LaBonte's second visit to Clarke Ford occurred on April 25, 1996, at which time the vehicle's odometer reflected 21,158 miles. The complaint at this visit was the same as the first visit; the "check engine" warning light was illuminated. A mechanic at the dealership reprogrammed the "check engine" light, replaced an oxygen sensor, and cleaned and regapped the vehicle's spark plugs after finding a miss in the ignition system. After these repairs were made the offending light was no longer illuminated. The dealership returned the vehicle to LaBonte that same day. The total time for servicing on that date was fifty-nine minutes.

The limited warranty on the new vehicle expired in September of 1996 because the mileage had exceeded 36,000 miles. See LaBonte deposition, at 46, 75.

Subsequent to the expiration of the limited warranty, LaBonte took the vehicle to Clarke Ford six documented times complaining of the illuminated "check engine" light.
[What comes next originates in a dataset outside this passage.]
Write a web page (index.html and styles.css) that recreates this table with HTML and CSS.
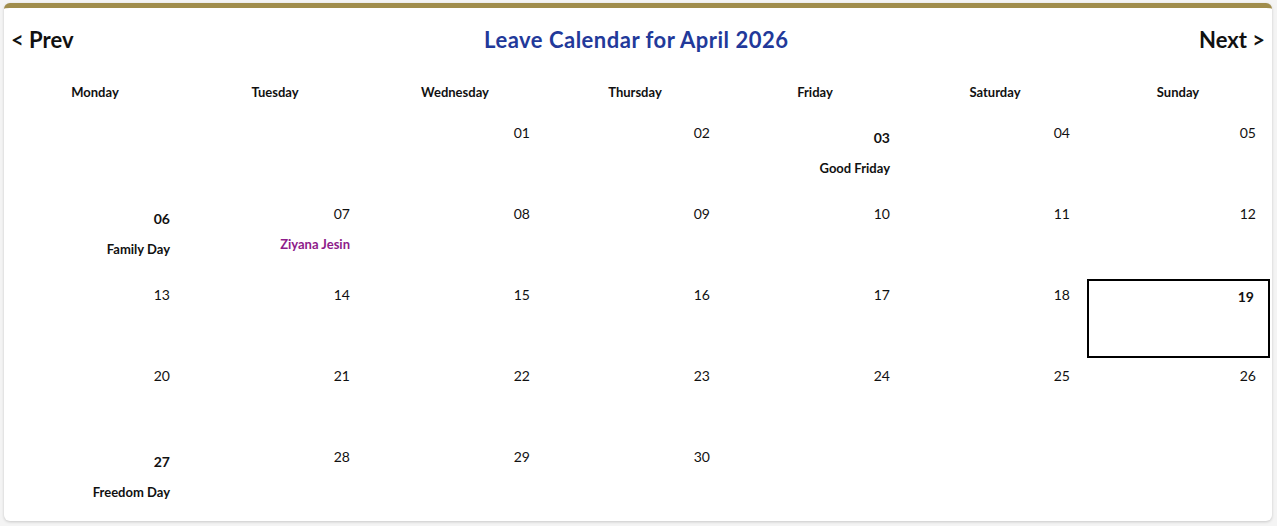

These visits occurred on the following dates, with the following mileage: (1) September 12, 1996, with 36,608 miles; (2) October 9, 1996, with 39,315 miles; (3) November 20, 1996, with 43,287 miles; (4) February 5, 1997, with 50,488 miles; (5) May 17, 1997, with 61,754 miles; and, (6) May 20, 1997, with 62,127 miles. Each time, a mechanic would make adjustments or repairs which caused the light to turn off. Apparently, the problem with the light was caused by faulty computer software controlling the light's microprocessor. This software problem was known to Ford in 1996 and the company was working to resolve the software problem at the time, but the software problem was not resolved until October of 1997 when Ford issued a Technical Service Bulletin to its dealerships with instructions on how to make permanent repairs to the warning light illumination malfunction. This Bulletin was supplemented several months later through a Ford Special Service Message. According to LaBonte's own deposition testimony, the vehicle never experienced a break down (see deposition at 5, 70), that the "check engine" light illumination never caused her to fear for bodily harm or her life because she understood that the vehicle was safe to drive and that the illumination would not harm the vehicle (see deposition at 72), and that the vehicle's only problem was the illumination of the "check engine" light (see deposition at 70-71). Coleman also averred, see affidavit at paragraph 14, that the illumination of the "check engine" warning light did not affect the safety or driveability of the vehicle.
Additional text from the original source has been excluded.